- **WHAT THE TASK ASKS**
Leave out the pictures and restate the rest of the data exactly.

- **RECORDED DATA**

-- Start --

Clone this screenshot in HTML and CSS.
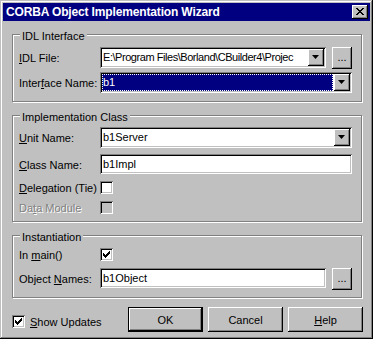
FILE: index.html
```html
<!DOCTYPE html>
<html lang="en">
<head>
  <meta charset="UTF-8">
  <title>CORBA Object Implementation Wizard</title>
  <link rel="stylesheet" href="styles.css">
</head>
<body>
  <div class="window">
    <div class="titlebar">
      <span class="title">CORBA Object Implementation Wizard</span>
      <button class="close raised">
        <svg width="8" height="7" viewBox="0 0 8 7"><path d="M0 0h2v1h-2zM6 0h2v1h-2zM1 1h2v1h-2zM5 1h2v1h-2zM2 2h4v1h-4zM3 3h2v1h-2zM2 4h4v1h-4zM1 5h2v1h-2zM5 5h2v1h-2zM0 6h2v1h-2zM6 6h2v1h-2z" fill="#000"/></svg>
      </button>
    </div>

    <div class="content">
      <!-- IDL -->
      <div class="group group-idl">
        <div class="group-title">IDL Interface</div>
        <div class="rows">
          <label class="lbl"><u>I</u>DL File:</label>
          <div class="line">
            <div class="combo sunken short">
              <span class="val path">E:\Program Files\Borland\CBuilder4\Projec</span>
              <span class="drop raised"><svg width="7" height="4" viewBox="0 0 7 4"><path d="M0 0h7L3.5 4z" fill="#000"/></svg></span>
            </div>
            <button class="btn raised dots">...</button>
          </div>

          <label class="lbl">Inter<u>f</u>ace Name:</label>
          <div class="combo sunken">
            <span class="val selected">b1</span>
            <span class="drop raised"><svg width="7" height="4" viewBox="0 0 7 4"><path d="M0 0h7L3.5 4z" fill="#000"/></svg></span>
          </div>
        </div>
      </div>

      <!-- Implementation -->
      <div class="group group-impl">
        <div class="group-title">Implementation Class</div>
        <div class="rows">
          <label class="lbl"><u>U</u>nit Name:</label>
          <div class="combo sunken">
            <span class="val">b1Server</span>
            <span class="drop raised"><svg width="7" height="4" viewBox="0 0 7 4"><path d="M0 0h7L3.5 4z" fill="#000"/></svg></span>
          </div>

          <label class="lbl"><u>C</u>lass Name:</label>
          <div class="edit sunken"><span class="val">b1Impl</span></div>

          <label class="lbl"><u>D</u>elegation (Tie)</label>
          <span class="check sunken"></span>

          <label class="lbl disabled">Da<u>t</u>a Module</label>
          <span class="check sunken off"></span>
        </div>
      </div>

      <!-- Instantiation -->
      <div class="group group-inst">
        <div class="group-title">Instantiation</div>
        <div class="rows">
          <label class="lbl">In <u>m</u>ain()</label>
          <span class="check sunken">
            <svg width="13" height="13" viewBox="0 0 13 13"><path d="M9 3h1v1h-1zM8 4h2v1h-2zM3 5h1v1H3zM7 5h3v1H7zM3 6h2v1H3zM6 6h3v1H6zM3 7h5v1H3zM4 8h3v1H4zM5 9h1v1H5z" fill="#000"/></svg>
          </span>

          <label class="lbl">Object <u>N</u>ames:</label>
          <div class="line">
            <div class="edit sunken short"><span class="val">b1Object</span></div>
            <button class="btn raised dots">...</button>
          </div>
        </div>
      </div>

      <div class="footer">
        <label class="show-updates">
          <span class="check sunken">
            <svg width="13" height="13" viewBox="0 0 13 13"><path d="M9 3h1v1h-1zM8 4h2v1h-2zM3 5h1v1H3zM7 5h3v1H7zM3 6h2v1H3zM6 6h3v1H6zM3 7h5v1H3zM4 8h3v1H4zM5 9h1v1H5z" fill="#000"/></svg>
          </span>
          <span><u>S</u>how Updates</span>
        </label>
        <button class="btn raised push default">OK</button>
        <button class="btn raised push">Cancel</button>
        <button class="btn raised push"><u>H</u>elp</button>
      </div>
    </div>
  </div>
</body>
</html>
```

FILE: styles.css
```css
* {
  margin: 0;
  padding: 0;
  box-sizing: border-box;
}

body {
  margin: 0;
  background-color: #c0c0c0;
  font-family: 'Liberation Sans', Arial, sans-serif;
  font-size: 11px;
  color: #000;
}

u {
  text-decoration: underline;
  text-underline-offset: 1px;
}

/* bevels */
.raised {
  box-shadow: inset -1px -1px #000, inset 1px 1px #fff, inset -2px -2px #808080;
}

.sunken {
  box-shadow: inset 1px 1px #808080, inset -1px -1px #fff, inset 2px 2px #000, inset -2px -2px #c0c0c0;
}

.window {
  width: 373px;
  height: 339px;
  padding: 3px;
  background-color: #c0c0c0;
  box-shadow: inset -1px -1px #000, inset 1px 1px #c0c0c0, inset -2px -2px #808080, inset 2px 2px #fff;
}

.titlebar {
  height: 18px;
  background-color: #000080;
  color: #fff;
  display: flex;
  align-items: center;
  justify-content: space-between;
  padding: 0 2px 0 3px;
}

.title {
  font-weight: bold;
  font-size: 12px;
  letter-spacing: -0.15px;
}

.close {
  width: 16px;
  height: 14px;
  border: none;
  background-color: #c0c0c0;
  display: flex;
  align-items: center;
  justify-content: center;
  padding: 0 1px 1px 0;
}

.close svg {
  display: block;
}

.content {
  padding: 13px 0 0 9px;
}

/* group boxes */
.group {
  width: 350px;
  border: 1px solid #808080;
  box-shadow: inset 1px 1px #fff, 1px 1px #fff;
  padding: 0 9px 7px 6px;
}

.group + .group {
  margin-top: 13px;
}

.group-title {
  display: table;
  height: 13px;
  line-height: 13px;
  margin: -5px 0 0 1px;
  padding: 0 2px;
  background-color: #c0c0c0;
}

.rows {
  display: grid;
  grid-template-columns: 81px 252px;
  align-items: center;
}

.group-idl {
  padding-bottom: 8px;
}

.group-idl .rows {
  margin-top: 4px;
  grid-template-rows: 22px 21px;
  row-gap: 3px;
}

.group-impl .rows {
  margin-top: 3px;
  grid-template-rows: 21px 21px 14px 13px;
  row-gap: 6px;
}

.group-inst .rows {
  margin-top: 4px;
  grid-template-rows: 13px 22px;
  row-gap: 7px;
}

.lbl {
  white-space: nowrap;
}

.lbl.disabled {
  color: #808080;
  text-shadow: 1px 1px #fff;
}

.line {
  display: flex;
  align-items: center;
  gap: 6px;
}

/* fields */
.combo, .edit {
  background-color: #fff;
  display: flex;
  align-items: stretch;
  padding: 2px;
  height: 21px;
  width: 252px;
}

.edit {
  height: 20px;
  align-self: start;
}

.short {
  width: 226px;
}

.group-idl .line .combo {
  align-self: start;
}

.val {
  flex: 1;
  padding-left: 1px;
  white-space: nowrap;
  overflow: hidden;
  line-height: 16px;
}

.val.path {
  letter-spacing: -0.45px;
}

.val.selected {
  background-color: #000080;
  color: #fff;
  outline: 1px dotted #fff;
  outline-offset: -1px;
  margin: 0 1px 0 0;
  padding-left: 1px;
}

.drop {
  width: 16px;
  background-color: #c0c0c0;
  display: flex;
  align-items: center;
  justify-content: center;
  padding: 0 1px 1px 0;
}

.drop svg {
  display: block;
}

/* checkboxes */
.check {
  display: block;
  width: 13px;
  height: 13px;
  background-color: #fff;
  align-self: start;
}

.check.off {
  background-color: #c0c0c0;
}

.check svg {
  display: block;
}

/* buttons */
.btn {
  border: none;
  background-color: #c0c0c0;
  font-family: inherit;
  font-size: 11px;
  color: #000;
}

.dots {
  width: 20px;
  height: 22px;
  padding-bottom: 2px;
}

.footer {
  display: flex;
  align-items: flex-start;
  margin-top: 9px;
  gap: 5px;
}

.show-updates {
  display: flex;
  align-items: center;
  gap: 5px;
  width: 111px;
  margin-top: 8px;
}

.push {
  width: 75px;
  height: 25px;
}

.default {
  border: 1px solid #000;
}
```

-- End --

- **FULL ANSWER**
Clone this screenshot in HTML and CSS.
FILE: index.html
```html
<!DOCTYPE html>
<html lang="en">
<head>
  <meta charset="UTF-8">
  <title>CORBA Object Implementation Wizard</title>
  <link rel="stylesheet" href="styles.css">
</head>
<body>
  <div class="window">
    <div class="titlebar">
      <span class="title">CORBA Object Implementation Wizard</span>
      <button class="close raised">
        <svg width="8" height="7" viewBox="0 0 8 7"><path d="M0 0h2v1h-2zM6 0h2v1h-2zM1 1h2v1h-2zM5 1h2v1h-2zM2 2h4v1h-4zM3 3h2v1h-2zM2 4h4v1h-4zM1 5h2v1h-2zM5 5h2v1h-2zM0 6h2v1h-2zM6 6h2v1h-2z" fill="#000"/></svg>
      </button>
    </div>

    <div class="content">
      <!-- IDL -->
      <div class="group group-idl">
        <div class="group-title">IDL Interface</div>
        <div class="rows">
          <label class="lbl"><u>I</u>DL File:</label>
          <div class="line">
            <div class="combo sunken short">
              <span class="val path">E:\Program Files\Borland\CBuilder4\Projec</span>
              <span class="drop raised"><svg width="7" height="4" viewBox="0 0 7 4"><path d="M0 0h7L3.5 4z" fill="#000"/></svg></span>
            </div>
            <button class="btn raised dots">...</button>
          </div>

          <label class="lbl">Inter<u>f</u>ace Name:</label>
          <div class="combo sunken">
            <span class="val selected">b1</span>
            <span class="drop raised"><svg width="7" height="4" viewBox="0 0 7 4"><path d="M0 0h7L3.5 4z" fill="#000"/></svg></span>
          </div>
        </div>
      </div>

      <!-- Implementation -->
      <div class="group group-impl">
        <div class="group-title">Implementation Class</div>
        <div class="rows">
          <label class="lbl"><u>U</u>nit Name:</label>
          <div class="combo sunken">
            <span class="val">b1Server</span>
            <span class="drop raised"><svg width="7" height="4" viewBox="0 0 7 4"><path d="M0 0h7L3.5 4z" fill="#000"/></svg></span>
          </div>

          <label class="lbl"><u>C</u>lass Name:</label>
          <div class="edit sunken"><span class="val">b1Impl</span></div>

          <label class="lbl"><u>D</u>elegation (Tie)</label>
          <span class="check sunken"></span>

          <label class="lbl disabled">Da<u>t</u>a Module</label>
          <span class="check sunken off"></span>
        </div>
      </div>

      <!-- Instantiation -->
      <div class="group group-inst">
        <div class="group-title">Instantiation</div>
        <div class="rows">
          <label class="lbl">In <u>m</u>ain()</label>
          <span class="check sunken">
            <svg width="13" height="13" viewBox="0 0 13 13"><path d="M9 3h1v1h-1zM8 4h2v1h-2zM3 5h1v1H3zM7 5h3v1H7zM3 6h2v1H3zM6 6h3v1H6zM3 7h5v1H3zM4 8h3v1H4zM5 9h1v1H5z" fill="#000"/></svg>
          </span>

          <label class="lbl">Object <u>N</u>ames:</label>
          <div class="line">
            <div class="edit sunken short"><span class="val">b1Object</span></div>
            <button class="btn raised dots">...</button>
          </div>
        </div>
      </div>

      <div class="footer">
        <label class="show-updates">
          <span class="check sunken">
            <svg width="13" height="13" viewBox="0 0 13 13"><path d="M9 3h1v1h-1zM8 4h2v1h-2zM3 5h1v1H3zM7 5h3v1H7zM3 6h2v1H3zM6 6h3v1H6zM3 7h5v1H3zM4 8h3v1H4zM5 9h1v1H5z" fill="#000"/></svg>
          </span>
          <span><u>S</u>how Updates</span>
        </label>
        <button class="btn raised push default">OK</button>
        <button class="btn raised push">Cancel</button>
        <button class="btn raised push"><u>H</u>elp</button>
      </div>
    </div>
  </div>
</body>
</html>
```

FILE: styles.css
```css
* {
  margin: 0;
  padding: 0;
  box-sizing: border-box;
}

body {
  margin: 0;
  background-color: #c0c0c0;
  font-family: 'Liberation Sans', Arial, sans-serif;
  font-size: 11px;
  color: #000;
}

u {
  text-decoration: underline;
  text-underline-offset: 1px;
}

/* bevels */
.raised {
  box-shadow: inset -1px -1px #000, inset 1px 1px #fff, inset -2px -2px #808080;
}

.sunken {
  box-shadow: inset 1px 1px #808080, inset -1px -1px #fff, inset 2px 2px #000, inset -2px -2px #c0c0c0;
}

.window {
  width: 373px;
  height: 339px;
  padding: 3px;
  background-color: #c0c0c0;
  box-shadow: inset -1px -1px #000, inset 1px 1px #c0c0c0, inset -2px -2px #808080, inset 2px 2px #fff;
}

.titlebar {
  height: 18px;
  background-color: #000080;
  color: #fff;
  display: flex;
  align-items: center;
  justify-content: space-between;
  padding: 0 2px 0 3px;
}

.title {
  font-weight: bold;
  font-size: 12px;
  letter-spacing: -0.15px;
}

.close {
  width: 16px;
  height: 14px;
  border: none;
  background-color: #c0c0c0;
  display: flex;
  align-items: center;
  justify-content: center;
  padding: 0 1px 1px 0;
}

.close svg {
  display: block;
}

.content {
  padding: 13px 0 0 9px;
}

/* group boxes */
.group {
  width: 350px;
  border: 1px solid #808080;
  box-shadow: inset 1px 1px #fff, 1px 1px #fff;
  padding: 0 9px 7px 6px;
}

.group + .group {
  margin-top: 13px;
}

.group-title {
  display: table;
  height: 13px;
  line-height: 13px;
  margin: -5px 0 0 1px;
  padding: 0 2px;
  background-color: #c0c0c0;
}

.rows {
  display: grid;
  grid-template-columns: 81px 252px;
  align-items: center;
}

.group-idl {
  padding-bottom: 8px;
}

.group-idl .rows {
  margin-top: 4px;
  grid-template-rows: 22px 21px;
  row-gap: 3px;
}

.group-impl .rows {
  margin-top: 3px;
  grid-template-rows: 21px 21px 14px 13px;
  row-gap: 6px;
}

.group-inst .rows {
  margin-top: 4px;
  grid-template-rows: 13px 22px;
  row-gap: 7px;
}

.lbl {
  white-space: nowrap;
}

.lbl.disabled {
  color: #808080;
  text-shadow: 1px 1px #fff;
}

.line {
  display: flex;
  align-items: center;
  gap: 6px;
}

/* fields */
.combo, .edit {
  background-color: #fff;
  display: flex;
  align-items: stretch;
  padding: 2px;
  height: 21px;
  width: 252px;
}

.edit {
  height: 20px;
  align-self: start;
}

.short {
  width: 226px;
}

.group-idl .line .combo {
  align-self: start;
}

.val {
  flex: 1;
  padding-left: 1px;
  white-space: nowrap;
  overflow: hidden;
  line-height: 16px;
}

.val.path {
  letter-spacing: -0.45px;
}

.val.selected {
  background-color: #000080;
  color: #fff;
  outline: 1px dotted #fff;
  outline-offset: -1px;
  margin: 0 1px 0 0;
  padding-left: 1px;
}

.drop {
  width: 16px;
  background-color: #c0c0c0;
  display: flex;
  align-items: center;
  justify-content: center;
  padding: 0 1px 1px 0;
}

.drop svg {
  display: block;
}

/* checkboxes */
.check {
  display: block;
  width: 13px;
  height: 13px;
  background-color: #fff;
  align-self: start;
}

.check.off {
  background-color: #c0c0c0;
}

.check svg {
  display: block;
}

/* buttons */
.btn {
  border: none;
  background-color: #c0c0c0;
  font-family: inherit;
  font-size: 11px;
  color: #000;
}

.dots {
  width: 20px;
  height: 22px;
  padding-bottom: 2px;
}

.footer {
  display: flex;
  align-items: flex-start;
  margin-top: 9px;
  gap: 5px;
}

.show-updates {
  display: flex;
  align-items: center;
  gap: 5px;
  width: 111px;
  margin-top: 8px;
}

.push {
  width: 75px;
  height: 25px;
}

.default {
  border: 1px solid #000;
}
```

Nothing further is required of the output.